HSBC MF Informed Investing 1140x200

Why you should have Multi Asset Allocation Funds in your portfolio

Feb 9, 2024 / Dwaipayan Bose | 21 Downloaded | 1742 Viewed | |
Why you should have Multi Asset Allocation Funds in your portfolio
Picture courtesy - Freepik

Why is asset allocation important?

In investing, risk and returns are correlated. You need to balance risk and returns, so that you are able to achieve your investment objectives without taking unnecessary risks. Asset allocation balances risk and returns of diversifying your investments over different asset classes e.g. equity, fixed income, gold, real estate etc. Each asset class has an important and unique role to play in your investment portfolio.
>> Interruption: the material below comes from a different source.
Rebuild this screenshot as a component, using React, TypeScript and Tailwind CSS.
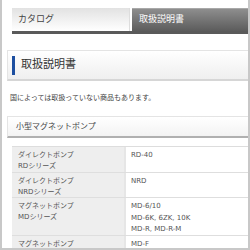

Role of different asset classes in your portfolio

  • Equity: The primary investment objective for equity as an asset class is capital appreciation and wealth creation. Historical data shows that equity as an asset class has the potential to create wealth over long investment horizons. However, equity can be volatile in the short term.

  • Fixed income: Fixed income or debt may generate relatively stable returns. Since fixed income as an asset class is relatively less volatile compared to equity, they are suited for a variety of investment tenures, from a few days to several years.

  • Gold: From time immemorial, gold is considered to be a store of value because it is able to retain its purchasing power over time. In other words, gold is seen as a hedge against inflation.

  • Other asset classes: Apart from the 3 common asset classes mentioned above, other asset classes like silver, real estate, international equities etc. can also play unique roles in diversifying your portfolio.

Investor behaviour in market cycles

Equity and gold exhibit cyclicality in their returns. Behavioural biases (e.g. greed and fear) get exposed in market cycles. For example, in bull markets, investors keep investing at higher and higher prices in the hope that prices will rise further. In bear markets, investors sell even at very low prices because they fear that price may fall further. These behavioural biases harm the financial interest of the investors. Timing the market cycles is very difficult because price behaviours of different assets are driven by a variety of factors including macro-economic data, liquidity in financial markets, risk sentiments etc. So, how do we solve this jigsaw of volatility in asset classes? A multi-asset allocation strategy can bring stability to your portfolio across investment cycles.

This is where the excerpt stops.